In state court proceedings, the legal consequences of a matter are examined. The decision-making process is highly formalized by strict rules of procedure. The decision itself is made by a legally prescribed state judge. Participation in the proceedings is practically enforceable. In principle, it is possible to have a court decision reviewed by a higher instance. State enforcement bodies are available to enforce a decision.

Advantages:

  • Legally binding judgements set a precedent.
  • In some states very solution-oriented procedural rules.
  • Predictability of the course of proceedings.
  • Possibility of a first non-binding assessment in the advance of a first hearing
  • Leading the conflict parties through judicial notices throughout the entire procedure
  • Possibility of initiating conciliation proceedings/judicial mediation without additional costs.

Cons:

  • Lengthy and therefore possibly also expensive procedure (especially in case of appeal).
  • Decision is based on law; non-justiciable conflicts cannot be solved.
  • In some countries and at some instances the obligation to hire a lawyer exists.

Court of Arbitration

Arbitration courts are a privately agreed upon jurisdiction. They make legally effective and final decisions on disputes to the exclusion of ordinary legal proceedings. Arbitration court rulings are very largely also internationally enforceable.

Advantages:

  • Procedure can be designed to be confidential.
  • Independence and expertise of the third party (can be chosen by the parties).
  • International enforceability easier than with court decisions because of the New York convention
  • Only one authority (only serious procedural violations can be checked by courts of law).
  • Flexibility of the process.

Cons:

  • Long duration (2 to 5 years).
  • High costs (arbitrators, arbitration court, mostly external lawyers).
  • Evidential rules not always clear and predictable, especially internationally.
  • Multi-party disputes difficult to conduct.
  • Temporary legal protection sometimes difficult to obtain.
  • Decision is based on law; non-justiciable conflicts cannot be solved in arbitration.

Expedited Arbitration

Expedited Arbitration are arbitral proceedings which additionally contain rules to minimize the duration of the proceedings, e.g. setting maximum durations, limiting the number and duration of rounds of submissions, shortening the time limit for the appointment of arbitrators, setting a schedule with predetermined time windows, limiting the number of verbal hearings together with the taking of evidence.

Advantages:

  • Procedure can be designed to be confidential.
  • Independence and expertise of the third party (can be chosen by the parties).
  • Comparatively short duration of the procedure.
  • International enforceability easier than with court decisions because of the New York Convention.
  • Only one authority (only serious procedural violations can be checked by courts of law).
  • Flexibility of the process.

Cons:

  • High costs (arbitrators, arbitration court, mostly external lawyers).
  • Acceleration rules sometimes lead to shortening of content.
  • Rules of evidence not always clear and predictable, especially internationally.
  • Multi-party disputes difficult to conduct.
  • Temporary legal protection sometimes difficult to obtain.
  • Decision is based on law; non-justiciable conflicts cannot be solved in arbitration.

MedArb

MedArb is a procedure in which mediation is carried out first and then, in the event of a failed settlement, arbitration.

Advantages:

  • MedArb: No delay if mediation fails.
  • ArbMed: Party solution possible; agreement “pressure” in the negotiation, as third party decision has already been determined.
  • (international) enforceability.

Cons:

  • MedArb: No openness of the parties in the mediation, as the mediator may later decide as an arbitrator.
  • ArbMed: Costly and time-consuming, since arbitration court proceedings must first be conducted; high costs.

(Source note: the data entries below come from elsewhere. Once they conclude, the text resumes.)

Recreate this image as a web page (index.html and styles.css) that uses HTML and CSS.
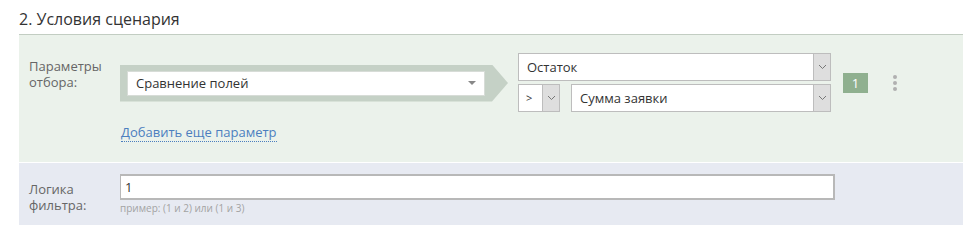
FILE: index.html
```html
<!DOCTYPE html>
<html lang="ru">
<head>
  <meta charset="UTF-8">
  <title>Условия сценария</title>
  <link rel="stylesheet" href="styles.css">
</head>
<body>
  <div class="section">
    <h2 class="section-title">2. Условия сценария</h2>

    <div class="filters">
      <div class="row">
        <div class="label">Параметры отбора:</div>
        <div class="field">
          <div class="filter-line">
            <div class="type-box">
              <div class="type-select">
                <span>Сравнение полей</span>
                <span class="caret"></span>
              </div>
            </div>
            <div class="compare">
              <div class="select wide">
                <span class="select-text">Остаток</span>
                <span class="select-btn"><svg width="9" height="6" viewBox="0 0 9 6"><path d="M1 1l3.5 3.5L8 1" fill="none" stroke="#777" stroke-width="1"/></svg></span>
              </div>
              <div class="compare-bottom">
                <div class="select small">
                  <span class="select-text">&gt;</span>
                  <span class="select-btn"><svg width="9" height="6" viewBox="0 0 9 6"><path d="M1 1l3.5 3.5L8 1" fill="none" stroke="#777" stroke-width="1"/></svg></span>
                </div>
                <div class="select rest">
                  <span class="select-text">Сумма заявки</span>
                  <span class="select-btn"><svg width="9" height="6" viewBox="0 0 9 6"><path d="M1 1l3.5 3.5L8 1" fill="none" stroke="#777" stroke-width="1"/></svg></span>
                </div>
              </div>
            </div>
            <div class="badge">1</div>
            <div class="kebab"><i></i><i></i><i></i></div>
          </div>
          <a href="#" class="add-link">Добавить еще параметр</a>
        </div>
      </div>
    </div>

    <div class="logic">
      <div class="row">
        <div class="label">Логика фильтра:</div>
        <div class="field">
          <input class="logic-input" type="text" value="1">
          <div class="hint">пример: (1 и 2) или (1 и 3)</div>
        </div>
      </div>
    </div>
  </div>
</body>
</html>
```

FILE: styles.css
```css
body {
  margin: 0;
  font-family: "Open Sans", "Noto Sans", sans-serif;
  color: #333;
  background: #fff;
}

.section {
  width: 944px;
  margin-left: 19px;
}

.section-title {
  margin: 0;
  height: 35px;
  box-sizing: border-box;
  padding-top: 8px;
  font-size: 16px;
  font-weight: normal;
  line-height: 22px;
  color: #333;
  border-bottom: 1px solid #c2cdc2;
}

.row {
  display: flex;
  align-items: flex-start;
}

.label {
  width: 91px;
  flex-shrink: 0;
  padding-left: 10px;
  font-size: 13px;
  line-height: 16px;
  color: #666;
}

.field {
  flex: 1;
}

/* filter panel */
.filters {
  background: #ebf2eb;
  padding: 18px 0 20px;
  border-bottom: 1px solid #fff;
}

.filters .label {
  padding-top: 5px;
}

.filter-line {
  display: flex;
  align-items: center;
}

.type-box {
  width: 388px;
  height: 37px;
  box-sizing: border-box;
  padding: 6px 23px 6px 7px;
  background: #c5d1c6;
  clip-path: polygon(0 0, 372px 0, 100% 50%, 372px 100%, 0 100%);
  margin-top: 1px;
}

.type-select {
  display: flex;
  align-items: center;
  justify-content: space-between;
  height: 25px;
  box-sizing: border-box;
  padding: 0 8px;
  background: #fff;
  border: 1px solid #d7dcd7;
  font-size: 13px;
}

.caret {
  width: 0;
  height: 0;
  border-left: 4px solid transparent;
  border-right: 4px solid transparent;
  border-top: 4px solid #888;
}

.compare {
  margin-left: 10px;
  width: 313px;
}

.compare-bottom {
  display: flex;
  gap: 11px;
  margin-top: 3px;
}

.select {
  display: flex;
  height: 28px;
  box-sizing: border-box;
  background: #fff;
  border: 1px solid #bdbdbd;
  font-size: 13px;
}

.select-text {
  flex: 1;
  padding-left: 8px;
  line-height: 26px;
}

.select-btn {
  width: 16px;
  display: flex;
  align-items: center;
  justify-content: center;
  background: #dedede;
  border-left: 1px solid #bdbdbd;
}

.select.small {
  width: 42px;
}

.select.small .select-text {
  padding-left: 7px;
  font-size: 11px;
}

.select.rest {
  flex: 1;
}

.badge {
  width: 25px;
  height: 20px;
  margin-left: 12px;
  margin-top: 1px;
  background: #8fb08f;
  color: #fff;
  font-size: 13px;
  line-height: 20px;
  text-align: center;
}

.kebab {
  display: flex;
  flex-direction: column;
  gap: 2px;
  margin-left: 25px;
}

.kebab i {
  width: 4px;
  height: 4px;
  border-radius: 50%;
  background: #b0b0b0;
}

.add-link {
  display: inline-block;
  margin-top: 12px;
  margin-left: 1px;
  font-size: 13px;
  line-height: 17px;
  color: #4c7fbf;
  text-decoration: none;
  border-bottom: 1px dotted #4c7fbf;
}

/* logic panel */
.logic {
  background: #e7eaf2;
  padding: 11px 0 10px;
}

.logic .label {
  padding-top: 7px;
}

.logic-input {
  display: block;
  width: 715px;
  height: 26px;
  box-sizing: border-box;
  margin: 0;
  padding: 0 4px;
  border: 1px solid #b8b8b8;
  border-width: 2px 2px 2px 1px;
  font-family: inherit;
  font-size: 13px;
  color: #333;
  outline: none;
}

.hint {
  margin-top: 1px;
  font-size: 10px;
  line-height: 14px;
  color: #a3a3a3;
}
```
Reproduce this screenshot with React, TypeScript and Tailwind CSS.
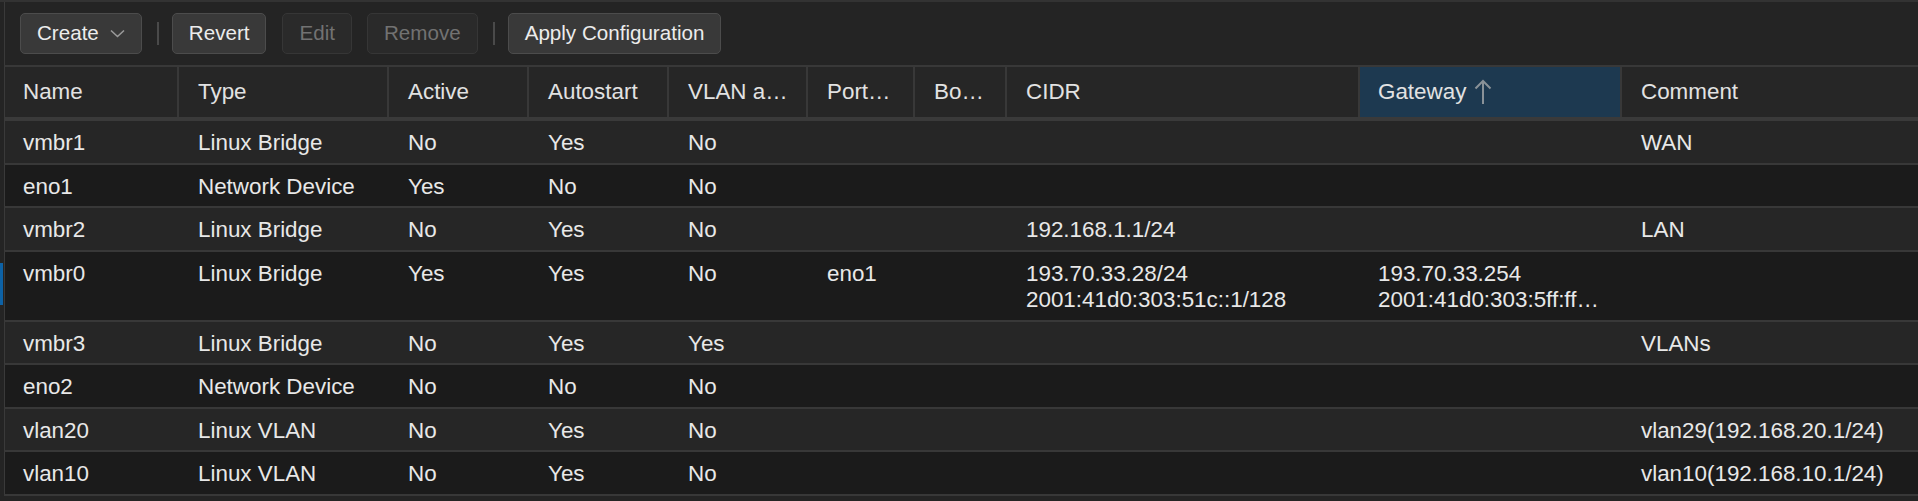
import React from "react";

type Row = {
  name: string;
  type: string;
  active: string;
  autostart: string;
  vlan: string;
  ports?: string;
  bond?: string;
  cidr?: string[];
  gateway?: string[];
  comment?: string;
  selected?: boolean;
};

const rows: Row[] = [
  { name: "vmbr1", type: "Linux Bridge", active: "No", autostart: "Yes", vlan: "No", comment: "WAN" },
  { name: "eno1", type: "Network Device", active: "Yes", autostart: "No", vlan: "No" },
  { name: "vmbr2", type: "Linux Bridge", active: "No", autostart: "Yes", vlan: "No", cidr: ["192.168.1.1/24"], comment: "LAN" },
  {
    name: "vmbr0",
    type: "Linux Bridge",
    active: "Yes",
    autostart: "Yes",
    vlan: "No",
    ports: "eno1",
    cidr: ["193.70.33.28/24", "2001:41d0:303:51c::1/128"],
    gateway: ["193.70.33.254", "2001:41d0:303:5ff:ff…"],
    selected: true,
  },
  { name: "vmbr3", type: "Linux Bridge", active: "No", autostart: "Yes", vlan: "Yes", comment: "VLANs" },
  { name: "eno2", type: "Network Device", active: "No", autostart: "No", vlan: "No" },
  { name: "vlan20", type: "Linux VLAN", active: "No", autostart: "Yes", vlan: "No", comment: "vlan29(192.168.20.1/24)" },
  { name: "vlan10", type: "Linux VLAN", active: "No", autostart: "Yes", vlan: "No", comment: "vlan10(192.168.10.1/24)" },
];

function Button({
  children,
  disabled = false,
  className = "",
}: {
  children: React.ReactNode;
  disabled?: boolean;
  className?: string;
}) {
  return (
    <div
      className={
        (disabled
          ? "h-[41px] px-4 flex items-center rounded-[5px] border border-[#363636] bg-[#2a2a2a] text-[#727272] "
          : "h-[41px] px-4 flex items-center rounded-[5px] border border-[#4c4c4c] bg-[#393939] text-[#ececec] ") +
        className
      }
    >
      {children}
    </div>
  );
}

function Sep({ className = "" }: { className?: string }) {
  return <div className={"w-[2px] h-[23px] bg-[#4a4a4a] " + className} />;
}

export default function App() {
  return (
    <div
      className="w-[1918px] h-[501px] overflow-hidden bg-[#242424] text-[#e8e8e8]"
      style={{ fontFamily: '"Liberation Sans", Arial, sans-serif' }}
    >
      {/* Toolbar */}
      <div className="flex h-[65px] border-t-2 border-[#333333]">
        <div className="w-[4px]" />
        <div className="flex-1 flex items-center pl-[15px] border-l border-[#3a3a3a] text-[20.6px]">
          <Button>
            <span>Create</span>
            <svg className="ml-[11px]" width="15" height="9" viewBox="0 0 15 9" fill="none">
              <path d="M1 1.5 L7.5 7.5 L14 1.5" stroke="#9a9a9a" strokeWidth="1.6" />
            </svg>
          </Button>
          <Sep className="ml-[15px]" />
          <Button className="ml-[13px]">Revert</Button>
          <Button disabled className="ml-[16px]">Edit</Button>
          <Button disabled className="ml-[15px]">Remove</Button>
          <Sep className="ml-[15px]" />
          <Button className="ml-[13px]">Apply Configuration</Button>
        </div>
      </div>

      {/* Header */}
      <div className="flex h-[56px]">
        <div className="w-[4px]" />
        <div className="flex-1 flex border-l border-[#3a3a3a] border-t-2 border-t-[#383838] border-b-4 border-b-[#3a3a3a] bg-[#262626] text-[22.4px] text-[#e2e2e2]">
          <div className="w-[174px] pl-[18px] flex items-center border-r-2 border-[#383838]">Name</div>
          <div className="w-[210px] pl-[19px] flex items-center border-r-2 border-[#383838]">Type</div>
          <div className="w-[140px] pl-[19px] flex items-center border-r-2 border-[#383838]">Active</div>
          <div className="w-[140px] pl-[19px] flex items-center border-r-2 border-[#383838]">Autostart</div>
          <div className="w-[139px] pl-[19px] flex items-center border-r-2 border-[#383838]">VLAN a…</div>
          <div className="w-[107px] pl-[19px] flex items-center border-r-2 border-[#383838]">Port…</div>
          <div className="w-[92px] pl-[19px] flex items-center border-r-2 border-[#383838]">Bo…</div>
          <div className="w-[353px] pl-[19px] flex items-center border-r-2 border-[#383838]">CIDR</div>
          <div className="w-[262px] pl-[18px] flex items-center border-r-2 border-[#383838] bg-[#1d3950]">
            <span>Gateway</span>
            <svg className="ml-[8px]" width="18" height="26" viewBox="0 0 18 26" fill="none">
              <path d="M9 2 V25 M1.5 9.5 L9 2 L16.5 9.5" stroke="#8a9298" strokeWidth="2" />
            </svg>
          </div>
          <div className="flex-1 pl-[19px] flex items-center">Comment</div>
        </div>
      </div>

      {/* Rows */}
      {rows.map((r, i) => (
        <div key={r.name} className={r.selected ? "flex h-[70px]" : "flex h-[43.5px]"}>
          <div className="w-[4px]">
            {r.selected && <div className="w-[3px] h-[42px] mt-[11px] bg-[#0d62a6]" />}
          </div>
          <div
            className={
              i % 2 === 0
                ? "flex-1 flex border-l border-[#3a3a3a] border-b-2 border-b-[#383838] bg-[#262626] text-[22.4px] leading-[26px] pt-[9px]"
                : "flex-1 flex border-l border-[#3a3a3a] border-b-2 border-b-[#383838] bg-[#1b1b1b] text-[22.4px] leading-[26px] pt-[9px]"
            }
          >
            <div className="w-[174px] pl-[18px]">{r.name}</div>
            <div className="w-[210px] pl-[19px]">{r.type}</div>
            <div className="w-[140px] pl-[19px]">{r.active}</div>
            <div className="w-[140px] pl-[19px]">{r.autostart}</div>
            <div className="w-[139px] pl-[19px]">{r.vlan}</div>
            <div className="w-[107px] pl-[19px]">{r.ports}</div>
            <div className="w-[92px] pl-[19px]">{r.bond}</div>
            <div className="w-[353px] pl-[19px] whitespace-nowrap">
              {r.cidr?.map((c) => (
                <div key={c}>{c}</div>
              ))}
            </div>
            <div className="w-[262px] pl-[18px] whitespace-nowrap overflow-hidden">
              {r.gateway?.map((g) => (
                <div key={g}>{g}</div>
              ))}
            </div>
            <div className="flex-1 pl-[19px] whitespace-nowrap">{r.comment}</div>
          </div>
        </div>
      ))}
    </div>
  );
}
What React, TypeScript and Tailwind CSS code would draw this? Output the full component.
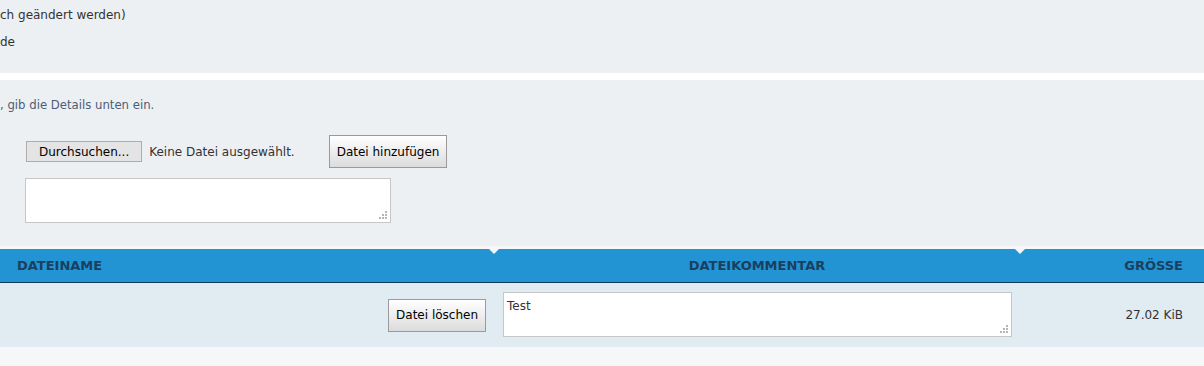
function Grip() {
  return (
    <svg className="absolute right-[3px] bottom-[3px]" width="8" height="8" viewBox="0 0 8 8">
      <rect x="6" y="0" width="2" height="2" fill="#b5b5b5" />
      <rect x="3" y="3" width="2" height="2" fill="#b5b5b5" />
      <rect x="6" y="3" width="2" height="2" fill="#b5b5b5" />
      <rect x="0" y="6" width="2" height="2" fill="#b5b5b5" />
      <rect x="3" y="6" width="2" height="2" fill="#b5b5b5" />
      <rect x="6" y="6" width="2" height="2" fill="#b5b5b5" />
    </svg>
  );
}

function Notch() {
  return (
    <span className="absolute top-0 -left-[5px] w-0 h-0 border-l-[5px] border-r-[5px] border-t-[5px] border-l-transparent border-r-transparent border-t-[#f3f5f7]"></span>
  );
}

export default function App() {
  return (
    <div className="w-[1204px] h-[366px] overflow-hidden bg-[#f6f7f8] font-['DejaVu_Sans',sans-serif] text-[12px] text-[#333]">
      <div className="h-[73px] bg-[#ecf0f3] pt-[6px]">
        <div className="leading-[18px]">ch geändert werden)</div>
        <div className="leading-[18px] mt-[9px]">de</div>
      </div>
      <div className="h-[7px] bg-white"></div>
      <div className="h-[166px] bg-[#ecf0f3] pt-[17px]">
        <div className="leading-[16px] text-[11.7px] text-[#4c5d77]">, gib die Details unten ein.</div>
        <div className="flex items-center mt-[22px] pl-[26px] h-[33px]">
          <button className="h-[21px] px-[12px] bg-[#e4e4e4] border border-[#adadad] text-black leading-none">Durchsuchen...</button>
          <span className="ml-[7px] text-[#333]">Keine Datei ausgewählt.</span>
          <button className="ml-[34px] h-[33px] px-[7px] bg-gradient-to-b from-white to-[#dcdcdc] border border-[#9a9a9a] text-black leading-none">Datei hinzufügen</button>
        </div>
        <div className="relative ml-[25px] mt-[10px] w-[366px] h-[45px] bg-white border border-[#c7c7c7]">
          <Grip />
        </div>
      </div>
      <div className="h-[3px]"></div>
      <div className="flex h-[34px] bg-[#2294d3] border-b border-[#11395a] text-[#1b3f5f] font-bold text-[13px]">
        <div className="w-[494px] pl-[17px] flex items-center">DATEINAME</div>
        <div className="relative w-[526px] flex items-center justify-center">
          <Notch />
          DATEIKOMMENTAR
        </div>
        <div className="relative flex-1 flex items-center justify-end pr-[21px]">
          <Notch />
          GRÖSSE
        </div>
      </div>
      <div className="flex h-[64px] bg-[#e1ebf2]">
        <div className="w-[494px] flex items-center justify-end pr-[8px]">
          <button className="h-[33px] px-[7px] bg-gradient-to-b from-white to-[#dcdcdc] border border-[#9a9a9a] text-black leading-none">Datei löschen</button>
        </div>
        <div className="w-[526px] pl-[9px] pt-[9px]">
          <div className="relative w-[509px] h-[45px] bg-white border border-[#c7c7c7] px-[3px] pt-[6px] leading-[14px]">
            Test
            <Grip />
          </div>
        </div>
        <div className="flex-1 flex items-center justify-end pr-[21px]">27.02 KiB</div>
      </div>
    </div>
  );
}
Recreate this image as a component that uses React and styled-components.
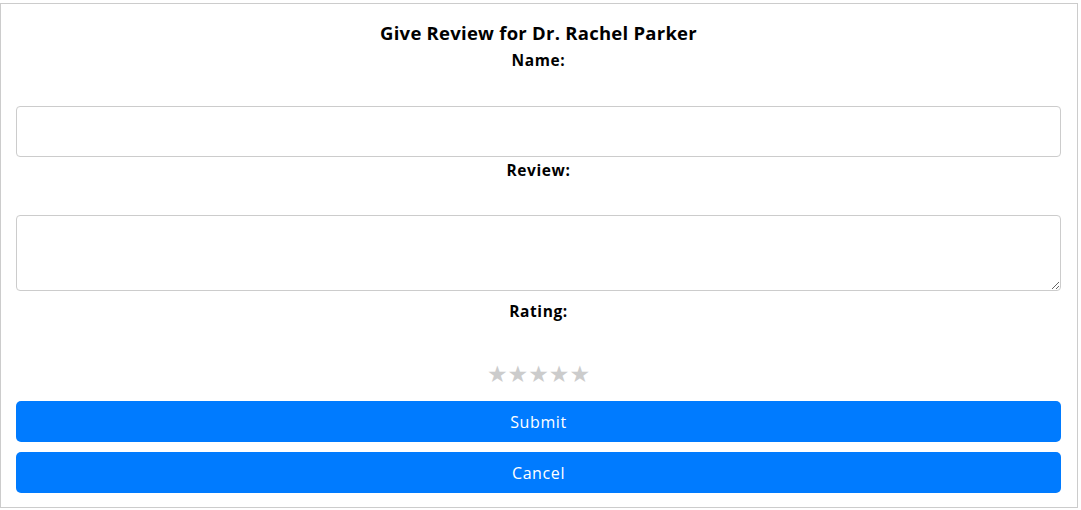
import React from "react";
import styled, { createGlobalStyle } from "styled-components";

const Global = createGlobalStyle`
  html, body { margin: 0; padding: 0; background: #fff; }
  body { font-family: "Open Sans", "Liberation Sans", sans-serif; color: #000; }
  * { box-sizing: border-box; }
`;

const Modal = styled.div`
  margin-top: 3px;
  width: 1078px;
  height: 505px;
  border: 1px solid #ccc;
  background: #fff;
  padding: 15px 16px 0 15px;
  display: flex;
  flex-direction: column;
`;

const Title = styled.h2`
  margin: 0;
  font-size: 18.5px;
  letter-spacing: 0.25px;
  line-height: 28px;
  font-weight: 700;
  text-align: center;
`;

const Label = styled.label`
  display: block;
  text-align: center;
  font-size: 15.5px;
  letter-spacing: 0.6px;
  line-height: 22px;
  font-weight: 700;
  margin-top: ${(p) => p.$top}px;
  margin-bottom: ${(p) => p.$bottom}px;
`;

const Input = styled.input`
  display: block;
  width: 100%;
  height: 51px;
  border: 1px solid #ccc;
  border-radius: 4px;
  padding: 0 10px;
  font: inherit;
  outline: none;
`;

const TextArea = styled.textarea`
  display: block;
  width: 100%;
  height: 76px;
  border: 1px solid #ccc;
  border-radius: 4px;
  padding: 10px;
  font: inherit;
  outline: none;
  resize: vertical;
`;

const Stars = styled.div`
  display: flex;
  justify-content: center;
  height: 24px;
  margin-bottom: 15px;
`;

const Star = styled.span`
  font-family: "DejaVu Sans", sans-serif;
  font-size: 23px;
  line-height: 24px;
  color: #ccc;
  cursor: pointer;
`;

const Button = styled.button`
  display: block;
  width: 100%;
  height: 41px;
  border: none;
  border-radius: 5px;
  background: #007bff;
  color: #fff;
  font-family: inherit;
  font-size: 16px;
  letter-spacing: 0.6px;
  cursor: pointer;
  margin-bottom: ${(p) => p.$bottom || 0}px;
`;

export default function App() {
  return (
    <>
      <Global />
      <Modal>
        <Title>Give Review for Dr. Rachel Parker</Title>
        <Label $top={2} $bottom={35}>Name:</Label>
        <Input type="text" />
        <Label $top={2} $bottom={34}>Review:</Label>
        <TextArea />
        <Label $top={9} $bottom={40}>Rating:</Label>
        <Stars>
          {[1, 2, 3, 4, 5].map((i) => (
            <Star key={i}>★</Star>
          ))}
        </Stars>
        <Button $bottom={10}>Submit</Button>
        <Button>Cancel</Button>
      </Modal>
    </>
  );
}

Schiedsgutachten/Expert Determination

Expert determination proceedings are proceedings in which the parties agree to have a legal or factual issue in dispute between them assessed by one or more competent, independent and impartial third parties.
Depending on the agreement, this assessment may be binding, non-binding or provisionally binding.
Forms are: Evaluation/Expert Opinion, Adjudication, Dispute Adjudication Boards and Arbitration Opinion/Expert Determination.

Expert Determination/Schiedsgutachten according to §§ 317 ff. BGB

Arbitrator´s Report according to §§ 317 ff. BGB (according to Anglo-American terminology Expert Determination) are arbitrator´s expert opinions which lead to a binding result.

Advantages:

  • Clarification of disputed factual and legal issues.
  • Independence and expertise of the third party (can be chosen by the parties).
  • Confidentiality can be agreed.

Cons:

  • Costs of the Adjudicator/institution.
  • No comprehensive examination of the facts with full evaluation of evidence (only in subsequent proceedings).

Adjudication

Adjudication is an arbitration procedure that according to the parties agreement leads to a provisionally binding result.

Advantages:

  • Relatively fast procedure.
  • Low effort.
  • Independence and expertise of the third party (can be chosen by the parties).
  • Provisionally binding decision (no project standstill).

Cons:

  • Costs of the Adjudicator/institution.
  • No comprehensive examination of the facts with full evaluation of evidence (only in subsequent proceedings).

Dispute Adjudication Boards (DAB)

Dispute Adjudication Boards are arbitration proceedings, which are often conducted in parallel with the project and according to the parties agreement lead to a provisionally binding decision.

Advantages:

  • Independence and expertise of the third party (can be chosen by the parties).
  • Prospect of ending the conflict on the factual level: Third party makes a decision, if the parties do not settle.
  • Confidentiality can be agreed.
  • Fast procedure for conflict resolution.
  • Non-justiciable issues can be dealt with.
  • Project-accompanying procedure allows early conflict resolution.
  • Provisionally binding decision (no project standstill).

Cons:

  • Costs of setting up the board and for the third party.
  • No comprehensive examination of the facts with full evaluation of evidence (only in subsequent proceedings).
  • Procedure is not as structured and interest-oriented (as mediation, for example)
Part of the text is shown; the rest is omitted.